You are using malloc() incorrectly. You want to allocate sb.st_size bytes.
malloc(sb.st_size * sizeof buf)
should be
malloc(sb.st_size)
The use of fread() is dubious and you are throwing away the result of fread(). Instead of
if(!fread(buf,sb.st_size,1,stream))
you should have
size_t num_bytes_read = fread (buf, 1, sb.st_size, stream);
if (num_bytes_read < sb.st_size)
You are using strlen() incorrectly. The content of buf is not guaranteed to be a string; and anyway you already know how many bytes you have in buf: sb.st_size. (Because if fread() returned a smaller number of bytes read you got angry and terminated the process.) So instead of
fwrite(buf,strlen(buf),1,stream)
you should have
fwrite (buf, 1, sb.st_size, stream)
In addition to AlexP's notes...
/*obtaining size of file*/
ret = fstat(fd,&sb);
if(ret)
{
perror("stat");
return 1;
}
// ...some code...
/*allocating space for reading binary file*/
buf = malloc(sb.st_size);
/*reading data*/
if(!fread(buf,sb.st_size,1,stream))
{
perror("fread");
return 1;
}
You have a race condition here. If the file size changes between your fstat call and malloc or fread you will read too much or too little of the file.
Fixing this leads us to the next issue, you're slurping the entire file into memory. While this might work for small files, it is extremely inefficient with your memory on large ones. For very large files it might be too large for a single malloc, and you're not checking if your malloc succeeds.
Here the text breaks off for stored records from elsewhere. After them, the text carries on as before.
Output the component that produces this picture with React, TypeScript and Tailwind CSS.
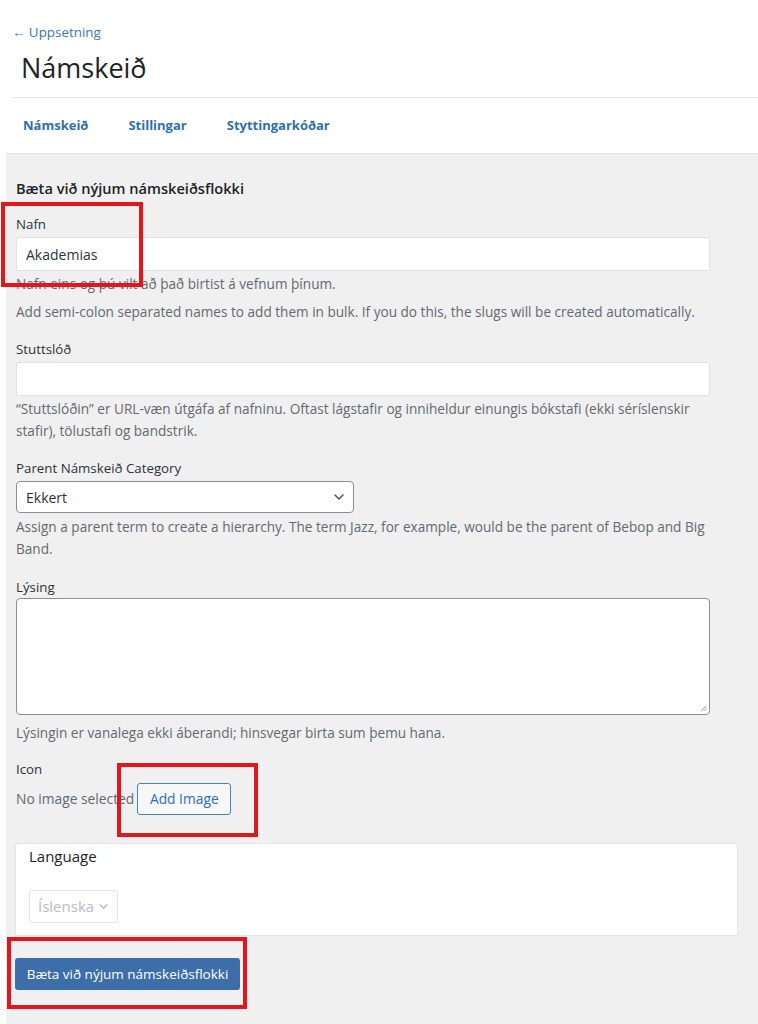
import React from "react";

const font = { fontFamily: '"Open Sans", "Noto Sans", sans-serif' };

function Help({ children, className = "" }: { children: React.ReactNode; className?: string }) {
  return <p className={`text-[13.6px] leading-[22px] text-[#646970] ${className}`}>{children}</p>;
}

function Label({ children, className = "" }: { children: React.ReactNode; className?: string }) {
  return <div className={`text-[13.3px] leading-[20px] text-[#2c3338] ${className}`}>{children}</div>;
}

function Chevron({ className = "" }: { className?: string }) {
  return (
    <svg viewBox="0 0 12 8" className={className} fill="none" stroke="currentColor" strokeWidth="1.6" strokeLinecap="round" strokeLinejoin="round">
      <path d="M2 2l4 4 4-4" />
    </svg>
  );
}

export default function App() {
  return (
    <div className="relative w-[758px] min-h-[1024px] bg-white overflow-hidden" style={font}>
      {/* header */}
      <div className="pt-[22px] pl-[12px] text-[13.4px] leading-[20px] text-[#3a78b7]">← Uppsetning</div>
      <h1 className="mt-[8px] pl-[21px] text-[27px] leading-[36px] font-medium text-[#1d2327]">Námskeið</h1>
      <div className="mt-[11px] ml-[12px] border-t border-[#e5e5e5]" />
      <nav className="h-[55px] flex items-center gap-[40px] pl-[23px] text-[13px] font-bold text-[#2f6fae]">
        <span>Námskeið</span>
        <span>Stillingar</span>
        <span>Styttingarkóðar</span>
      </nav>

      {/* panel */}
      <div className="ml-[6px] bg-[#f0f0f1] border-t border-[#e2e2e2] pl-[10px] pr-[48px] pb-[40px] min-h-[871px]">
        <h2 className="pt-[24px] text-[14.6px] leading-[20px] font-semibold text-[#1d2327]">Bæta við nýjum námskeiðsflokki</h2>

        <Label className="mt-[16px]">Nafn</Label>
        <div className="mt-[3px] h-[34px] bg-white border border-[#e2e2e2] rounded-[2px] flex items-center pl-[9px] text-[14px] text-[#2c3338]">
          Akademias
        </div>
        <Help className="mt-[2px]">Nafn eins og þú vilt að það birtist á vefnum þínum.</Help>
        <Help className="mt-[6px]">Add semi-colon separated names to add them in bulk. If you do this, the slugs will be created automatically.</Help>

        <Label className="mt-[16px]">Stuttslóð</Label>
        <div className="mt-[3px] h-[34px] bg-white border border-[#e2e2e2] rounded-[2px]" />
        <Help className="mt-[2px]">
          “Stuttslóðin” er URL-væn útgáfa af nafninu. Oftast lágstafir og inniheldur einungis bókstafi (ekki séríslenskir stafir), tölustafi og bandstrik.
        </Help>

        <Label className="mt-[16px]">Parent Námskeið Category</Label>
        <div className="mt-[3px] w-[338px] h-[32px] bg-white border border-[#8c8f94] rounded-[4px] flex items-center justify-between pl-[9px] pr-[8px] text-[14px] text-[#2c3338]">
          <span>Ekkert</span>
          <Chevron className="w-[12px] h-[8px] text-[#50575e]" />
        </div>
        <Help className="mt-[3px]">
          Assign a parent term to create a hierarchy. The term Jazz, for example, would be the parent of Bebop and Big Band.
        </Help>

        <Label className="mt-[17px]">Lýsing</Label>
        <div className="mt-[1px] relative h-[117px] bg-white border border-[#8c8f94] rounded-[4px]">
          <svg viewBox="0 0 8 8" className="absolute right-[2px] bottom-[2px] w-[7px] h-[7px]" stroke="#9a9a9a" strokeWidth="1">
            <path d="M1 7L7 1M4 7L7 4" />
          </svg>
        </div>
        <Help className="mt-[7px]">Lýsingin er vanalega ekki áberandi; hinsvegar birta sum þemu hana.</Help>

        <Label className="mt-[15px]">Icon</Label>
        <div className="mt-[4px] flex items-center gap-[3px]">
          <span className="text-[13.8px] text-[#646970]">No image selected</span>
          <button className="h-[32px] w-[94px] bg-[#f6f7f7] border border-[#4a7fb5] rounded-[3px] text-[13.8px] text-[#2f6fae]">
            Add Image
          </button>
        </div>

        <div className="mt-[28px] -ml-[1px] w-[723px] bg-white border border-[#e4e4e4] rounded-[3px] pt-[2px] pl-[13px] pb-[12px]">
          <div className="text-[15px] leading-[20px] text-[#1d2327]">Language</div>
          <div className="mt-[24px] w-[89px] h-[33px] border border-[#e4e4e4] rounded-[3px] flex items-center justify-between pl-[8px] pr-[8px] text-[15px] text-[#b9bcbf]">
            <span>Íslenska</span>
            <Chevron className="w-[11px] h-[7px] text-[#b9bcbf]" />
          </div>
        </div>

        <button className="mt-[22px] -ml-[1px] w-[225px] h-[32px] bg-[#3d6eaa] rounded-[3px] text-[13.5px] text-white">
          Bæta við nýjum námskeiðsflokki
        </button>
      </div>

      {/* annotation boxes */}
      <div className="absolute left-[1px] top-[202px] w-[142px] h-[85px] border-[4px] border-[#e3151d]" />
      <div className="absolute left-[117px] top-[763px] w-[141px] h-[74px] border-[4px] border-[#e3151d]" />
      <div className="absolute left-[7px] top-[937px] w-[240px] h-[72px] border-[4px] border-[#e3151d]" />
    </div>
  );
}
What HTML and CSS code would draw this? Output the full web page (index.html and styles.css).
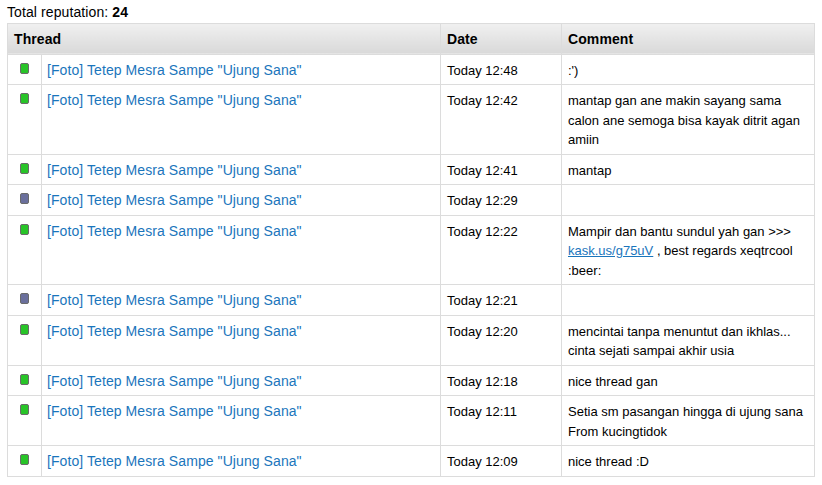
FILE: index.html
```html
<!DOCTYPE html>
<html>
<head>
<meta charset="utf-8">
<title>Reputation</title>
<link rel="stylesheet" href="styles.css">
</head>
<body>
<div class="total">Total reputation: <strong>24</strong></div>
<table class="rep">
<colgroup><col class="c1"><col class="c2"><col class="c3"><col class="c4"></colgroup>
<thead><tr><th colspan="2">Thread</th><th>Date</th><th>Comment</th></tr></thead>
<tbody>
<tr><td class="ic"><span class="dot pos"></span></td><td><a class="thread" href="#">[Foto] Tetep Mesra Sampe "Ujung Sana"</a></td><td>Today 12:48</td><td>:')</td></tr>
<tr><td class="ic"><span class="dot pos"></span></td><td><a class="thread" href="#">[Foto] Tetep Mesra Sampe "Ujung Sana"</a></td><td>Today 12:42</td><td>mantap gan ane makin sayang sama calon ane semoga bisa kayak ditrit agan amiin</td></tr>
<tr><td class="ic"><span class="dot pos"></span></td><td><a class="thread" href="#">[Foto] Tetep Mesra Sampe "Ujung Sana"</a></td><td>Today 12:41</td><td>mantap</td></tr>
<tr><td class="ic"><span class="dot neu"></span></td><td><a class="thread" href="#">[Foto] Tetep Mesra Sampe "Ujung Sana"</a></td><td>Today 12:29</td><td></td></tr>
<tr><td class="ic"><span class="dot pos"></span></td><td><a class="thread" href="#">[Foto] Tetep Mesra Sampe "Ujung Sana"</a></td><td>Today 12:22</td><td>Mampir dan bantu sundul yah gan &gt;&gt;&gt; <a class="inline" href="#">kask.us/g75uV</a> , best regards xeqtrcool :beer:</td></tr>
<tr><td class="ic"><span class="dot neu"></span></td><td><a class="thread" href="#">[Foto] Tetep Mesra Sampe "Ujung Sana"</a></td><td>Today 12:21</td><td></td></tr>
<tr><td class="ic"><span class="dot pos"></span></td><td><a class="thread" href="#">[Foto] Tetep Mesra Sampe "Ujung Sana"</a></td><td>Today 12:20</td><td>mencintai tanpa menuntut dan ikhlas... cinta sejati sampai akhir usia</td></tr>
<tr><td class="ic"><span class="dot pos"></span></td><td><a class="thread" href="#">[Foto] Tetep Mesra Sampe "Ujung Sana"</a></td><td>Today 12:18</td><td>nice thread gan</td></tr>
<tr><td class="ic"><span class="dot pos"></span></td><td><a class="thread" href="#">[Foto] Tetep Mesra Sampe "Ujung Sana"</a></td><td>Today 12:11</td><td>Setia sm pasangan hingga di ujung sana<br>From kucingtidok</td></tr>
<tr><td class="ic"><span class="dot pos"></span></td><td><a class="thread" href="#">[Foto] Tetep Mesra Sampe "Ujung Sana"</a></td><td>Today 12:09</td><td>nice thread :D</td></tr>
</tbody>
</table>
</body>
</html>
```
FILE: styles.css
```css
html, body { margin: 0; padding: 0; background: #fff; }
body { padding: 4px 8px 0 7px; font-family: "Liberation Sans", Arial, sans-serif; font-size: 13px; color: #000; }
.total { font-size: 14px; line-height: 16px; height: 18.75px; letter-spacing: 0.1px; }
.rep { border-collapse: collapse; table-layout: fixed; width: 807px; line-height: 19.5px; }
.c1 { width: 34px; }
.c2 { width: 399px; }
.c3 { width: 121px; }
.c4 { width: 253px; }
.rep th, .rep td { border: 1px solid #dcdcdc; padding: 5.75px 6px 4.25px; text-align: left; vertical-align: top; }
.rep th { height: 29px; padding: 1px 6px 0; font-size: 14px; letter-spacing: 0.1px; vertical-align: middle; background: linear-gradient(#f0f0f0, #d9d9d9); }
.rep td.ic { padding: 8px 0 0 12px; line-height: 0; }
.thread { font-size: 14px; letter-spacing: 0.08px; margin-left: -1px; color: #1a75bc; text-decoration: none; }
.inline { color: #1a75bc; }
.dot { display: inline-block; width: 7px; height: 9px; border: 1px solid #6a6a6a; border-radius: 2px; box-sizing: content-box; }
.pos { background: #28c428; }
.neu { background: #6a6f9c; }
```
Instead, read and write the file a piece at a time. And read until there isn't any more to read.
uint8_t *buffer[4096]; // 4K buffer
size_t num_read;
while( (num_read = fread(buffer, sizeof(uint8_t), sizeof(buffer), in)) != 0 ) {
if( fwrite( buffer, sizeof(uint8_t), num_read, out ) == 0 ) {
perror("fwrite");
}
}
This avoids the race condition by not having to call fstat in the first place. And it avoids allocating a potentially enormous hunk of memory. Instead it can all be done on the stack.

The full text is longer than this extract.